I am quite sure your model is good, but I think the drop in ICE sales is doing to happen earlier, as we just discussed. I don't see that much growth in ICE sales; I don't see how it happens. If the current 3.1% growth rate is maintained we only get to 90.4M peak *vehicle* sales by 2022, some of which are EVs -- the rate of growth car sales would have to go back up, and I don't see why it would.
I believe the "put off buying a new car -- there will be EVs soon" dynamic may be much larger than we had guessed.
Or it may partly be dynamic of "put off buying a new car -- there will be robotaxis soon", which lots of people seem to believe (though I don't think it's true, here the belief is what matters).
Or maybe cars really are lasting longer than they used to.

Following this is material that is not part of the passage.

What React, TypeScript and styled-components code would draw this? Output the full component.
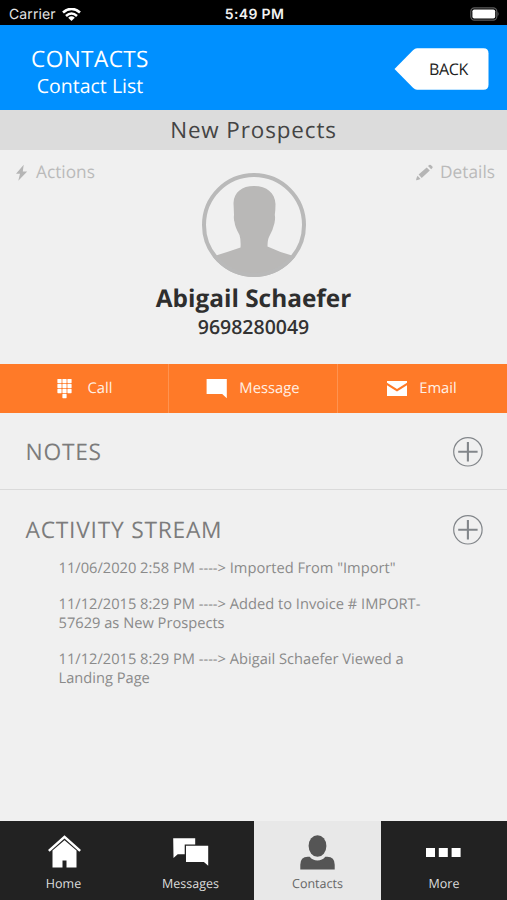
import React from 'react';
import styled, { createGlobalStyle } from 'styled-components';

const GlobalStyle = createGlobalStyle`
  * { box-sizing: border-box; }
  body { margin: 0; background: #f0f0f0; text-rendering: geometricPrecision; }
  h1, h2, h3, p, ul { margin: 0; padding: 0; font-weight: 400; }
  svg { display: block; flex: none; }
  button { font: inherit; border: 0; padding: 0; background: none; color: inherit; text-rendering: inherit; }
`;

const Screen = styled.div`
  width: 507px;
  height: 900px;
  display: flex;
  flex-direction: column;
  overflow: hidden;
  background: #f0f0f0;
  font-family: 'Open Sans', 'Noto Sans', sans-serif;
`;

const StatusBar = styled.div`
  flex: none;
  height: 25px;
  display: grid;
  grid-template-columns: 1fr auto 1fr;
  align-items: center;
  padding: 3px 7px 0 9px;
  background: #000;
  color: #e4e4e4;
  font: 400 14px/20px Inter, sans-serif;
`;
const Carrier = styled.div`
  display: flex;
  align-items: center;
  gap: 6px;
  padding-top: 1px;
  letter-spacing: 0.1px;
`;
const Clock = styled.div`
  padding-top: 1px;
  font-weight: 600;
  font-size: 14px;
  letter-spacing: 0.35px;
  color: #f2f2f2;
`;
const BatterySlot = styled.div`
  display: flex;
  justify-content: flex-end;
  padding-bottom: 1px;
`;

const Header = styled.header`
  flex: none;
  height: 85px;
  display: flex;
  justify-content: space-between;
  padding: 18px 18px 0 30px;
  background: #0090ff;
  color: #fff;
`;
const HeaderTitles = styled.div`
  width: 120px;
  padding-top: 1px;
  text-align: center;
  white-space: nowrap;
`;
const HeaderTitle = styled.h1`
  font-size: 22.6px;
  line-height: 30px;
  letter-spacing: 0.4px;
`;
const HeaderSubtitle = styled.p`
  font-size: 19.5px;
  line-height: 24px;
`;
const BackButton = styled.button`
  position: relative;
  width: 95px;
  height: 42px;
  margin-top: 5px;
`;
const BackShape = styled.svg`
  position: absolute;
  inset: 0;
`;
const BackLabel = styled.span`
  position: relative;
  display: block;
  padding-left: 14px;
  text-align: center;
  color: #222;
  font-size: 16px;
  line-height: 43px;
  letter-spacing: -0.3px;
`;

const ListName = styled.h2`
  flex: none;
  height: 40px;
  background: #dcdcdc;
  color: #444;
  text-align: center;
  font-size: 22.4px;
  line-height: 39px;
  letter-spacing: 0.9px;
`;

const Profile = styled.section`
  flex: none;
  height: 214px;
  display: grid;
  grid-template-columns: 1fr 104px 1fr;
  grid-template-rows: 128px 42px 24px;
`;
const ProfileLink = styled.button<{ $end?: boolean }>`
  display: flex;
  align-items: center;
  align-self: start;
  justify-self: ${p => (p.$end ? 'end' : 'start')};
  gap: 7px;
  padding: ${p => (p.$end ? '10px 12px 0 0' : '10px 0 0 14px')};
  color: #bababa;
  font-size: 17.3px;
  line-height: 24px;
`;
const ProfileLinkLabel = styled.span`
  padding-top: 1px;
`;
const Avatar = styled.svg`
  margin-top: 23px;
`;
const PersonName = styled.h3`
  grid-column: 1 / -1;
  text-align: center;
  color: #2e2e2e;
  font-size: 24.4px;
  font-weight: 700;
  line-height: 42px;
`;
const Phone = styled.p`
  grid-column: 1 / -1;
  margin-top: -5px;
  text-align: center;
  color: #333;
  font-size: 19.5px;
  font-weight: 600;
  line-height: 24px;
`;

const ContactActions = styled.div`
  flex: none;
  height: 49px;
  display: grid;
  grid-template-columns: 169px 169px 169px;
  background: #ff7a28;
`;
const ContactAction = styled.button<{ $gap: number }>`
  display: flex;
  align-items: center;
  justify-content: center;
  gap: ${p => p.$gap}px;
  color: #fff0e4;
  font-size: 14.8px;
  line-height: 20px;
  border-right: 1px solid #ff9350;

  &:first-child {
    padding-left: 2px;
  }
  &:last-child {
    border-right-color: transparent;
  }
`;
const ActionLabel = styled.span`
  padding-bottom: 2px;
`;

const Section = styled.section<{ $divided?: boolean }>`
  flex: none;
  padding: 23px 24px 0 25.5px;
  ${p => p.$divided && 'height: 77px; border-bottom: 1px solid #dadada; margin-bottom: 1px;'}
`;
const SectionHead = styled.div`
  display: flex;
  align-items: center;
  justify-content: space-between;
  height: 32px;
`;
const SectionTitle = styled.h2`
  color: #7c7c7c;
  font-size: 22.8px;
  line-height: 32px;
  letter-spacing: 0.75px;
`;
const Stream = styled.ul`
  list-style: none;
  width: 390px;
  margin: 12.8px 0 0 33px;
  display: flex;
  flex-direction: column;
  gap: 18.3px;
  color: #8a8a8a;
  font-size: 14.67px;
  line-height: 18.3px;
`;
const StreamItem = styled.li`
  white-space: pre-line;
`;

const TabBar = styled.nav`
  flex: none;
  height: 79px;
  margin-top: auto;
  display: grid;
  grid-template-columns: 127px 127px 127px 126px;
  background: #222;
`;
const Tab = styled.button<{ $active?: boolean }>`
  display: flex;
  flex-direction: column;
  align-items: center;
  padding: 13px 0 0;
  gap: 5px;
  background: ${p => (p.$active ? '#e8e8e8' : '#222')};
  color: ${p => (p.$active ? '#666' : '#dedede')};
  font-size: 12.5px;
  line-height: 18px;
`;

const Wifi = () => (
  <svg width="19" height="14" viewBox="0 0 19 14" fill="none" stroke="#fff" strokeWidth="2.6">
    <path d="M1 4.6Q9.5-2.8 18 4.6M4 7.9Q9.5 3.1 15 7.9" />
    <path d="M6.2 9.7Q9.5 6.8 12.8 9.7L9.5 13Z" fill="#fff" stroke="none" />
  </svg>
);
const Battery = () => (
  <svg width="30" height="14" viewBox="0 0 30 14">
    <rect x="0.8" y="0.8" width="26" height="12.4" rx="3.6" fill="none" stroke="#5c5c5c" strokeWidth="1.2" />
    <rect x="2.4" y="2.4" width="22.8" height="9.2" rx="1.8" fill="#fff" />
    <path d="M27.6 4.6q2 2.4 0 4.8z" fill="#666" />
  </svg>
);
const Bolt = () => (
  <svg width="15" height="18" viewBox="0 0 15 18" fill="#b5b5b5">
    <path d="M9.7.8 2 9.8h4L4.3 16.8 13.2 7.6H8.8z" />
  </svg>
);
const Pencil = () => (
  <svg width="18" height="18" viewBox="0 0 18 18" fill="#b5b5b5">
    <path d="M3.6 10.6 11.7 3.4 14.8 6.6 6.7 14zM13 2.1l1.2-1.1q.8-.7 1.6 0l1.6 1.6q.6.8 0 1.5l-1.2 1.2zM2.6 11.8l2.9 3.1-2 .8-1.9.5q-.5.1-.5-.5l.5-2z" />
  </svg>
);
const Silhouette = () => (
  <Avatar width="104" height="104" viewBox="0 0 104 104">
    <clipPath id="avatar-disc"><circle cx="52" cy="52" r="52" /></clipPath>
    <g clipPath="url(#avatar-disc)" fill="#b9b8b7">
      <path d="M0 110V86L14 82.5Q27 78.5 38.5 74.5Q39 67 37.5 62Q33 54 32.5 49Q31.5 46 32 42Q31.7 34 31.5 30C32 19 40 13 52 13C65 13 73 20 73.5 31Q73.5 37 72.8 42Q73.5 45 72.5 50Q71 57 67 64Q65.5 67 65.5 73.5Q77 79 90 82.5L104 86V110Z" />
    </g>
    <circle cx="52" cy="52" r="50" fill="none" stroke="#b9b9b9" strokeWidth="4" />
  </Avatar>
);
const Keypad = () => (
  <svg width="15" height="20" viewBox="0 0 15 20" fill="#fff">
    {[0, 5, 10].map(y => [0, 5, 10].map(x => <rect key={`${x}-${y}`} x={x + 0.4} y={y} width="4.2" height="4.2" rx="0.6" />))}
    <rect x="5.4" y="15" width="4.2" height="4.2" rx="0.6" />
  </svg>
);
const Bubble = () => (
  <svg width="21" height="20" viewBox="0 0 21 20" fill="#fff">
    <path d="M.6 0h20.2v19.2L16.2 15.1H.6z" />
  </svg>
);
const Envelope = () => (
  <svg width="20" height="15" viewBox="0 0 20 15" fill="#fff">
    <path d="M0 0h20v1.8L10 8.1 0 1.8zM0 4.3l10 6.3 10-6.3V15H0z" />
  </svg>
);
const AddIcon = () => (
  <svg width="30" height="30" viewBox="0 0 30 30" fill="none" stroke="#82868a">
    <circle cx="14.9" cy="14.8" r="14.2" strokeWidth="1.2" />
    <path d="M14.9 5.1v19.4M5.2 14.8h19.4" strokeWidth="2.1" />
  </svg>
);
const HomeIcon = () => (
  <svg width="36" height="36" viewBox="0 0 36 36" fill="#fff">
    <path d="M18.5 1.2 35 16l-1.7 1.8L18.5 4.6 3.7 17.8 2 16z" />
    <path d="M18.5 6.2 30.5 16.6V33.4H20.5V26.6h-4v6.8h-10V16.6z" />
  </svg>
);
const MessagesIcon = () => (
  <svg width="36" height="36" viewBox="0 0 36 36" fill="#fff">
    <path d="M.2 4.2h22v6.3H11.7V20.2H4.7L.5 24z" />
    <path d="M13 11.8h22.2v20L30.9 28H13z" />
  </svg>
);
const ContactIcon = () => (
  <svg width="36" height="36" viewBox="0 0 36 36" fill="#555">
    <ellipse cx="17.5" cy="12" rx="8.9" ry="10.8" />
    <path d="M.3 35.6V30.7Q.3 22.8 7.8 22.7h1.9q3 3.8 7.8 3.8t7.8-3.8h1.9Q34.7 22.8 34.7 30.7V35.6z" />
  </svg>
);
const MoreIcon = () => (
  <svg width="36" height="36" viewBox="0 0 36 36" fill="#fff">
    {[0, 12.8, 25.6].map(x => <rect key={x} x={x} y="14" width="9" height="9" />)}
  </svg>
);

const activity = [
  '11/06/2020 2:58 PM ----> Imported From "Import"',
  '11/12/2015 8:29 PM ----> Added to Invoice # IMPORT-\n57629 as New Prospects',
  '11/12/2015 8:29 PM ----> Abigail Schaefer Viewed a\nLanding Page',
];

export default function App() {
  return (
    <Screen>
      <GlobalStyle />
      <StatusBar>
        <Carrier>Carrier<Wifi /></Carrier>
        <Clock>5:49 PM</Clock>
        <BatterySlot><Battery /></BatterySlot>
      </StatusBar>
      <Header>
        <HeaderTitles>
          <HeaderTitle>CONTACTS</HeaderTitle>
          <HeaderSubtitle>Contact List</HeaderSubtitle>
        </HeaderTitles>
        <BackButton>
          <BackShape width="95" height="42" viewBox="0 0 95 42">
            <path d="M.5 21 19 2.2Q21 .3 23 .3h66.5q5 0 5 5v31.4q0 5-5 5H23q-2 0-4-1.9z" fill="#fff" />
          </BackShape>
          <BackLabel>BACK</BackLabel>
        </BackButton>
      </Header>
      <ListName>New Prospects</ListName>
      <Profile>
        <ProfileLink><Bolt /><ProfileLinkLabel>Actions</ProfileLinkLabel></ProfileLink>
        <Silhouette />
        <ProfileLink $end><Pencil /><ProfileLinkLabel>Details</ProfileLinkLabel></ProfileLink>
        <PersonName>Abigail Schaefer</PersonName>
        <Phone>9698280049</Phone>
      </Profile>
      <ContactActions>
        <ContactAction $gap={15}><Keypad /><ActionLabel>Call</ActionLabel></ContactAction>
        <ContactAction $gap={12}><Bubble /><ActionLabel>Message</ActionLabel></ContactAction>
        <ContactAction $gap={12}><Envelope /><ActionLabel>Email</ActionLabel></ContactAction>
      </ContactActions>
      <Section $divided>
        <SectionHead>
          <SectionTitle>NOTES</SectionTitle>
          <button aria-label="Add note"><AddIcon /></button>
        </SectionHead>
      </Section>
      <Section>
        <SectionHead>
          <SectionTitle>ACTIVITY STREAM</SectionTitle>
          <button aria-label="Add activity"><AddIcon /></button>
        </SectionHead>
        <Stream>{activity.map(text => <StreamItem key={text}>{text}</StreamItem>)}</Stream>
      </Section>
      <TabBar>
        <Tab><HomeIcon />Home</Tab>
        <Tab><MessagesIcon />Messages</Tab>
        <Tab $active><ContactIcon />Contacts</Tab>
        <Tab><MoreIcon />More</Tab>
      </TabBar>
    </Screen>
  );
}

I agree. My model is not designed to anticipate a massive Osborne effect. I am assuming a 3.6%/y growth rate for total car sales. Then I've got a logistic model that that divvies up the market share between ICE, BEV and PHEV. To model an Osborne scenario, I could suppose some production ramp for EVs alone, then use the market share model to extrapolate ICE sales. So for example, if my model says that EV market share is 5% in a particular year and EV production is 5M, then we back into ICE sales of 95M. But if EV production is just 4.5M, we get ICE sales of 85.5M. It is a bit strange to think of a market functioning this way, but it would produce the desired effect. That is, we want somehow to represent the idea that production constraints in EV translates into suppressed growth for the entire market.

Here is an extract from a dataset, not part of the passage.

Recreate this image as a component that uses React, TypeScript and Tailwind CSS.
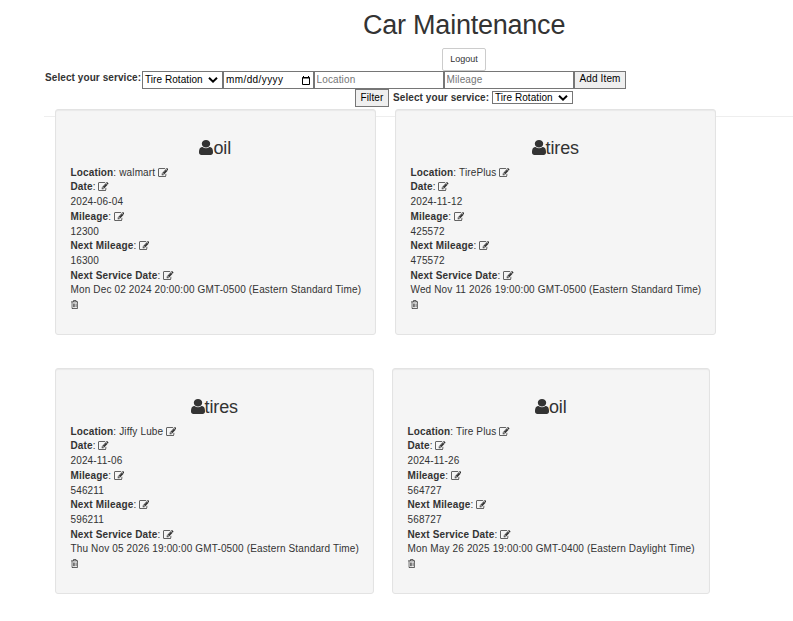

There may be some other way to model pent up demand for EVs that suppress actual sales. For example, Suppose total demand is 100M with 5% allocated to EVs. But only 4.5M EV are produced. Thus, 5M demand minus 4.5M supply leaves 0.5M unsatisfied demand for EVs. So total actual sales is just 99.5M (95M ICE, 4.5 EV), but the other 0.5M unsatisfied demand is making due with used cars for a year. This demand carries over to the next year. Suppose next year there is 7.5% demand for EV on a total demand for 103.6M vehicles. So specific demand for EVs is now 0.075*103.6+0.5= 8.27M, including the 0.5M carry over of pent up demand.
Let's suppose production ramps up 60% to 7.2M EV produced. So unsatisfied EV demand is now 8.27 - 7.2 = 1.07M. Meanwhile demand for ICE is 103.6*(1-0.075)=95.83M, and total sales are 103.03M on total demand of 103.60M. So we see with this example, that the growth rate in total auto sales can be suppressed for lack of EV production, meanwhile the pent up demand for EVs allow EV makers to command a premium for their product and motivate rapid growth in production.
Had EV production only grown by 30%, half of 60%, then EV production would have been just 5.85, so total sales would have been just 101.68. And pent up EV demand goes to 8.27-5.85=2.42M more than twice what it would be had production grown 60%. So we see that this pent up demand can grow quite fast if production growth is anemic.
In this cycle total EV demand with 8.27M with 0.5M pent up. To have satisfied this, production would need to grow 8.27/4.5=1.84, or 84%. Even modest amounts of pent up demand can motivate rapid ramp up in production. Also in this scenario Total auto sales would be 104.1M.
To summarize the scenarios, total demand grows 3.6% to 103.6M in this year, excluding pent up EV demand. But auto sales can range from 101.68M, 103.03M to 104.1M depending on EV production ramping up 30%, 60% or 84%. Perhaps a model along these lines could explain how eventually growth in the total auto market comes to depend critically on how much EV production can ramp up in a given year. I think it is transparent that the massive sales increase in the Model 3 is in part a function of pent up EV demand. Indeed, every reservation holder was signaling pent up demand in a very concrete way. My guess is that most of these reservation holders were simply holding onto their existing cars while waiting for their Model 3 to come to be built. So they held onto "used" cars for an extra year or two.
If pent up EV demand does become huge, what does this do for the used car market. I think in the short run it supports used car prices. But when EV production surges to catch up with this pent up demand, the situation can quickly change. People start to dump their old ICE onto the use car market as they finally drive away with the EV they've been waiting for. This potential for turbulence could motive ICE buyers to lean a little more towards buying or holding a used ICE vehicle. But I don't think EV makers can catch up fast enough with pent up demand to really undermine used car prices. The effect of pent up demand for EVs should be to suppress the ratio of average new ICE price to average used car price. This is really bad news for ICE makers because they are competing both with EVs and used vehicles for sales.
These are all things we've discussed quite a lot, but the challenge is how to express all this in parsimonious mathematical model. Modeling pent up EV demand introduces a latent variable, which cannot be directly observed. This really ups the complexity of the model, but may be necessary to represent an Osborne effect.